By simple definition whistleblowers are those who speak out against waste, fraud and corruption in the government. The Law Commission’s draft of the whistleblower’s protection law is structured along the lines of the US Whistleblowers Protection Act of 1989 (amended in 1994). The US law protects public interest disclosures by federal employees. An Office of Special Counsel (OSC) has been created under this law to help whistleblowers in their investigation and in warding off retaliatory actions against them. Reddy said in an interview recently that had the government acted on the draft bill and passed a law, Dubey would not have died at the hands of unidentified mafia. “The recommended law specifically provides for keeping the whistleblower’s identity confidential to let him disclose information without putting his life at risk.” The recommended draft even has a counterpart of OSC, the “competent authority” in government offices, comprising an outsider appointed by the Central Vigilance Commission.

Inquiries by the competent authority on the accused would be confidential. However, the draft Bill provides for withholding the whistleblower’s identity on two conditions. First, the whistleblower would be required to request for the confidentiality of his identity. Also, the competent authority would have to be satisfied that the request is in public interest or for the safety of the whistleblower.

The Indian clone of the US law also offers protection, like in the foreign inspiration, against the squealer employee being subjected to retaliation, such as victimisation by a superior. Besides, it has safeguards for protecting witnesses. The recommended Indian law, however, also seeks to safeguard the rights of people framed in corruption charges. A frivolous, or incorrect, blowing of the whistle may lead to a maximum of three years in prison. Lawyers and activists believe that the draft law, if enacted, can help fight corruption to a great extent. Senior Supreme Court lawyer Prashant Bushan stresses that the country should adopt more of the laws that “bring transparency”, such as the proposed law to protect whistleblowers, and “less of such laws as the Official Secrets Act, which protect the corrupt”. The move also enjoys support of such influential bodies as the National Human Rights Commission (NHRC) and Transparency International, a global body which monitors corruption levels in the world.

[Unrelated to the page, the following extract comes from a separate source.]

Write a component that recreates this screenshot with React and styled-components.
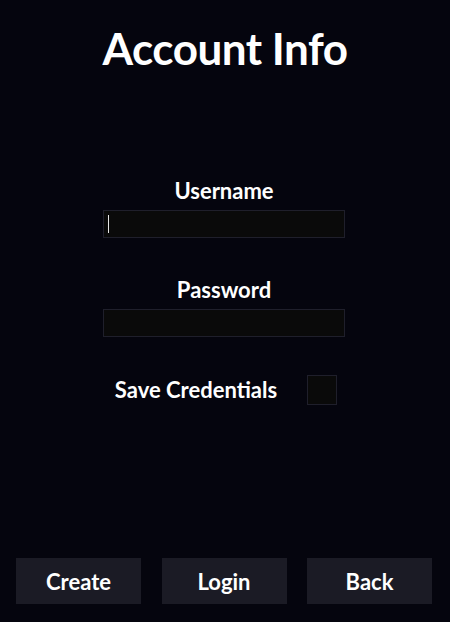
import React, { useState } from 'react';
import styled, { createGlobalStyle } from 'styled-components';

const GlobalStyle = createGlobalStyle`
  html, body {
    margin: 0;
    padding: 0;
    background-color: #05050e;
  }
  * {
    box-sizing: border-box;
  }
`;

const Screen = styled.div`
  width: 450px;
  height: 622px;
  display: flex;
  flex-direction: column;
  align-items: center;
  background-color: #05050e;
  color: #fff;
  font-family: Lato, "Open Sans", sans-serif;
  font-weight: 700;
`;

const Title = styled.h1`
  margin: 20px 0 0;
  font-size: 44px;
  line-height: 56px;
  letter-spacing: -0.5px;
  font-weight: 700;
`;

const Form = styled.form`
  margin: 101px 0 0 -2px;
  width: 242px;
  display: flex;
  flex-direction: column;
  align-items: center;
`;

const Field = styled.div`
  width: 100%;
  display: flex;
  flex-direction: column;
  align-items: center;
  gap: 5px;
  margin-bottom: 38px;
`;

const Label = styled.label`
  font-size: 22px;
  line-height: 28px;
`;

const InputWrap = styled.div`
  position: relative;
  width: 242px;
`;

// text caret drawn over the empty, focused field
const Caret = styled.span`
  position: absolute;
  left: 5px;
  top: 5px;
  width: 1px;
  height: 18px;
  background-color: #e6e6e6;
  pointer-events: none;
`;

const TextInput = styled.input`
  display: block;
  width: 242px;
  height: 28px;
  padding: 0 4px;
  background-color: #0a0a0a;
  border: 1px solid #1f1f2b;
  color: #fff;
  caret-color: #fff;
  font-family: inherit;
  font-size: 16px;
  outline: none;
`;

const CheckRow = styled.label`
  display: flex;
  align-items: center;
  gap: 30px;
  margin: 0 0 0 4px;
  font-size: 22px;
  line-height: 28px;
  cursor: pointer;
`;

const CheckBox = styled.input`
  appearance: none;
  margin: 0;
  width: 30px;
  height: 30px;
  background-color: #0a0a0a;
  border: 1px solid #1f1f2b;
  cursor: pointer;

  &:checked {
    background-color: #2a2a3a;
  }
`;

const Footer = styled.div`
  align-self: flex-start;
  margin: auto 0 18px 16px;
  display: grid;
  grid-template-columns: repeat(3, 125px);
  gap: 20.5px;
`;

const Button = styled.button`
  height: 46px;
  border: none;
  background-color: #1b1b25;
  color: #fff;
  font-family: inherit;
  font-weight: 700;
  font-size: 22px;
  cursor: pointer;
`;

const App = () => {
  const [username, setUsername] = useState('');
  const [password, setPassword] = useState('');
  const [save, setSave] = useState(false);

  return (
    <Screen>
      <GlobalStyle />
      <Title>Account Info</Title>
      <Form onSubmit={(e) => e.preventDefault()}>
        <Field>
          <Label htmlFor="username">Username</Label>
          <InputWrap>
            <TextInput
              id="username"
              type="text"
              autoFocus
              value={username}
              onChange={(e) => setUsername(e.target.value)}
            />
            {username === '' && <Caret />}
          </InputWrap>
        </Field>
        <Field>
          <Label htmlFor="password">Password</Label>
          <InputWrap>
            <TextInput
              id="password"
              type="password"
              value={password}
              onChange={(e) => setPassword(e.target.value)}
            />
          </InputWrap>
        </Field>
        <CheckRow>
          Save Credentials
          <CheckBox
            type="checkbox"
            checked={save}
            onChange={(e) => setSave(e.target.checked)}
          />
        </CheckRow>
      </Form>
      <Footer>
        <Button type="button">Create</Button>
        <Button type="button">Login</Button>
        <Button type="button">Back</Button>
      </Footer>
    </Screen>
  );
};

export default App;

In the US, public opinion in favour of protection of whistleblowers began building up as early as 1971 when Daniel Ellsberg, a former marine who was working as an analyst at Rand Corporation, exposed a top secret Defence Department document on the Vietnam War which showed how successive US presidents had dragged the country into an unwinnable war, and had lied to Americans about the war’s course and outcome. These documents, which became famous as the Pentagon Papers, had played a major role in reversing the tide of public opinion on the war. The US administration prosecuted Ellsberg under 12 charges; if convicted, he could have been in prison for 115 years. The Dirty Tricks Department of the Nixon White House engaged the Watergate Burglars to break into Ellsberg’s psychiatrist’s chamber, in an obvious bid to prove him to be out of his mind. His telephones were bugged. Thugs were employed to hit him on the street. The government tried to influence the trial judge with the offer of making him the next director of the FBI. It boomeranged on the government as the plots were exposed and the judge had to acquit Ellsberg. Nixon’s sinister plots to arraign the whistleblower form the basis of two of the articles of impeachment against him.

As the Nixon era background to the 1989 US law shows, blowing the whistle on public institutions is often easier said than done. At least it requires complementary support of the judiciary and the media. In India, a law for protecting whistleblowers, together with the recently enacted Freedom of Information Act, could perhaps have thwarted the reach of the contractor mafia and saved the life of a public-spirited government employee like Dubey. But the mere law would not have been enough. No individual can successfully blow the whistle on corruption unless there are strong public interest groups all around, like the National Whistleblower Center in the US, or the Public Concern At Work in the UK. When an individual wages a war on the system, he can hope to win only if there is a chorus of support from the public. Like Ellsberg heard it in his battle against the Nixon administration.